Training for effective cybersecurity competence  

Accompanying the technical solution that is developed in SOTER to enhance digital customer onboarding, the project is designing a suite of training materials to enhance the overall information security, data privacy, and cybersecurity practice within the critical financial services sector.

As described in a previous blog, the project develops its training materials combining qualitative and quantitative academic research on cybersecurity competences with socio-pedagogically founded best practices on how to train employees to develop them. The output will be a systematic training modules compilation which contains the most relevant cybersecurity competences for employees in the financial sector.

Our approach to cybersecurity competence training

Preliminary analyses showed that one of the most promising ways of enhancing employee’s cybersecurity behaviour could be competence training, as only raising cybersecurity awareness does not seem to result in consistently measurable behavioural change. Many existing cybersecurity training approaches, however technically profound, lack a sound pedagogical foundation and a genuine understanding of human behaviour. SOTER is going to fill that gap by introducing a holistic training approach that is pedagogically, as well as socially-theoretically, sound and which applies methods suitable for behavioural change.

As we are going to train competences, we first need to establish a socially-theoretically founded meaning of competence in regard to cybersecurity. A continental-European definition of competence in Empirical Educational Research and Personnel Development has been adopted since it is interdisciplinary and covers nearly all aspects we deem necessary for effective training actions. Within this context, competence is defined as the general capability of individuals to act and solve problems independently in a given situation based on their capabilities, knowledge, skills, proficiency and attitudes. While many definitions in Empirical Educational Research attribute the realisation of competence merely to the individual, we want to add a genuine social-theoretical perspective.

As research regarding the performance of competences has shown, competences can only be realised in and through the consent of the social system in which the individual is situationally located. Individuals not only need the ability to act competent, but they also need agency to do so. Furthermore, they must be motivated to perform their competences in a given situation, too.

In combination with the overall definition of cybersecurity developed in the SOTER project, the following definition of cybersecurity competence arises:

“Cybersecurity competence is the capability, willingness and agency of persons to solve cybersecurity problems individually or in cooperation with others based on their knowledge, skills, attitudes and proficiency in a way that the organisational integrity (technical, social, legal, ethical) and the physical, mental, material, social, ethical and legal integrity of the individuals involved is measurably safeguarded.”
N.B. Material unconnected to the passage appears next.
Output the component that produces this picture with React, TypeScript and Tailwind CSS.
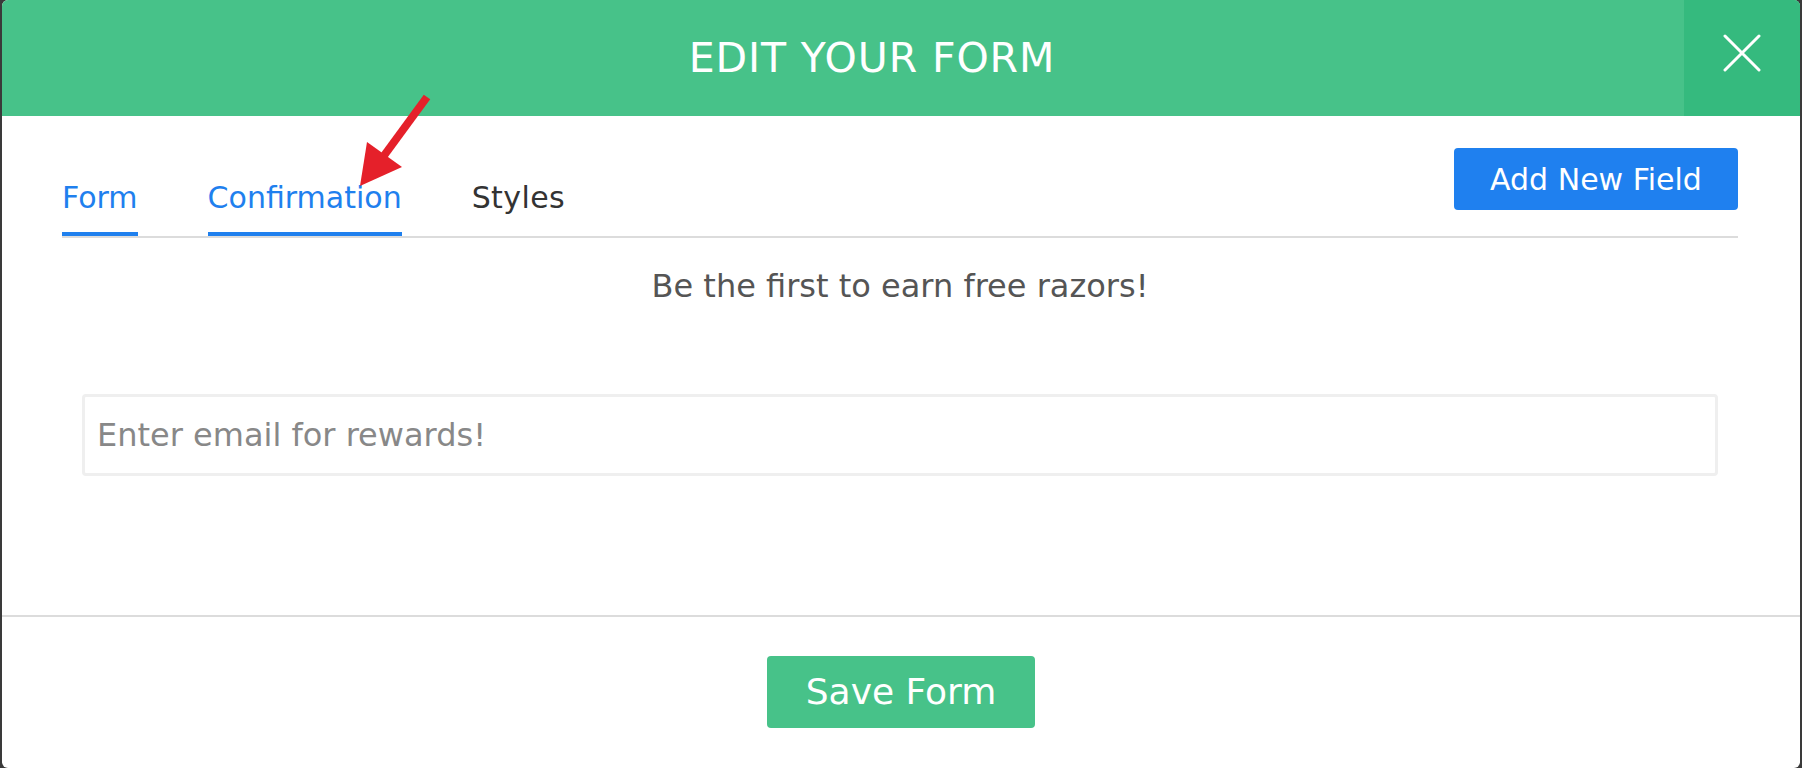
export default function App() {
  return (
    <div className="relative h-[768px] w-full bg-[#3a3a3a] px-[2px] font-['DejaVu_Sans',sans-serif]">
      <div className="flex h-full flex-col overflow-hidden rounded-[6px] bg-white">
        {/* header */}
        <div className="flex h-[116px] shrink-0 bg-[#47c289]">
          <div className="flex flex-1 items-center justify-center pl-[58px]">
            <h1 className="text-[41px] leading-none tracking-[0.9px] text-white">EDIT YOUR FORM</h1>
          </div>
          <button className="flex w-[116px] justify-center bg-[#35ba7e] pt-[34px]">
            <svg width="38" height="38" viewBox="0 0 38 38" fill="none" stroke="white" strokeWidth="3" strokeLinecap="round">
              <path d="M2 2 L36 36 M36 2 L2 36" />
            </svg>
          </button>
        </div>

        {/* body */}
        <div className="flex flex-1 flex-col border-b-2 border-[#dcdcdc] pl-[60px] pr-[62px] pt-[32px]">
          <div className="flex items-end justify-between border-b-2 border-[#dcdcdc]">
            <div className="flex gap-[70px] text-[30px] leading-[36px]">
              <span className="border-b-4 border-[#1f80ee] pb-[16px] text-[#1f80ee]">Form</span>
              <span className="border-b-4 border-[#1f80ee] pb-[16px] text-[#1f80ee]">Confirmation</span>
              <span className="border-b-4 border-transparent pb-[16px] tracking-[0.4px] text-[#333]">Styles</span>
            </div>
            <button className="mb-[26px] h-[62px] w-[284px] rounded-[4px] bg-[#1f80ef] text-[30px] text-white">
              Add New Field
            </button>
          </div>

          <p className="mt-[30px] text-center text-[32px] leading-[36px] text-[#555]">
            Be the first to earn free razors!
          </p>

          <div className="mx-[20px] mt-[90px]">
            <input
              type="text"
              placeholder="Enter email for rewards!"
              className="h-[82px] w-full rounded-[4px] border-[3px] border-[#efefef] bg-white pl-[12px] text-[32px] text-[#333] outline-none placeholder:text-[#888]"
            />
          </div>
        </div>

        {/* footer */}
        <div className="flex shrink-0 justify-center pb-[40px] pt-[39px]">
          <button className="h-[72px] w-[268px] rounded-[4px] bg-[#47c289] text-[36px] text-white">Save Form</button>
        </div>
      </div>

      {/* annotation arrow */}
      <svg className="pointer-events-none absolute left-0 top-0" width="1802" height="768">
        <line x1="427" y1="97" x2="383" y2="157" stroke="#e5202a" strokeWidth="8" />
        <polygon points="360,186 367,142 402,167" fill="#e5202a" />
      </svg>
    </div>
  );
}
This definition has several implications on how cybersecurity competence trainings should be conducted. It does not only tell us what to train in a structured way (that would be cybersecurity competences to safeguard organizational and individual integrity in the digital realm), it also gives us guidance on how to train. Thus, our training methods should focus on fostering cybersecurity knowledge, skills and proficiency as well as enhancing the willingness and agency of trainees to solve cybersecurity problems individually or together with others. To reach that goal, training methods must go beyond mere knowledge-building. According to the definition of competence we are applying, knowledge is only one of five dimensions of performable competence to be trained.

Cybersecurity competence trainings must provide employees with the necessary knowledge about potentially problematic cybersecurity situations and subsequently convey the appropriate behaviour to address these situations. Building on that knowledge, the corresponding job-function-oriented skills must be acquired and practised until employees reach proficiency in performing these skills. In addition, attitudes of employees to foster their motivation and sense of agency have to be built up. Thanks to our trainings, employees should experience growing levels of proficiency in tackling critical cybersecurity situations in a context that enables high levels of individual agency for them to perform their competences.

However, solely training employees in a way that motivates them to act and to feel empowered to act is not enough to ensure they can realise their cybersecurity competences within their organisational context. To that end, the overarching organisational structures must support and cultivate the realisation of competences.

Organisations often cultivate structures that work well for some intended goals but result in unintended consequences for others. For example, in banks, certain quantity-oriented performance measures like customer contact counts motivate employees to work more efficiently, but at the same time, these measures may be counteracting secure cyber behaviour because employees are encouraged to prioritise quantity over security.

For cybersecurity competence trainings to work effectively, these conflicting structures need to be identified and tackled. This conflict may be resolved by conducting trainings for employees as well as for management. Management also needs to acquire knowledge and skills to direct organisational structures in a way that secure behaviour by their employees is enabled as best as possible and that their employees feel safe to make use of their cybersecurity competences.

This is why the SOTER Cybersecurity Competence Training solution is applied at the employee level as well as at the management level. Thus, it does not only build up cybersecurity competence within single individuals, but it also builds up a cybersecurity competence friendly environment throughout the whole organisation.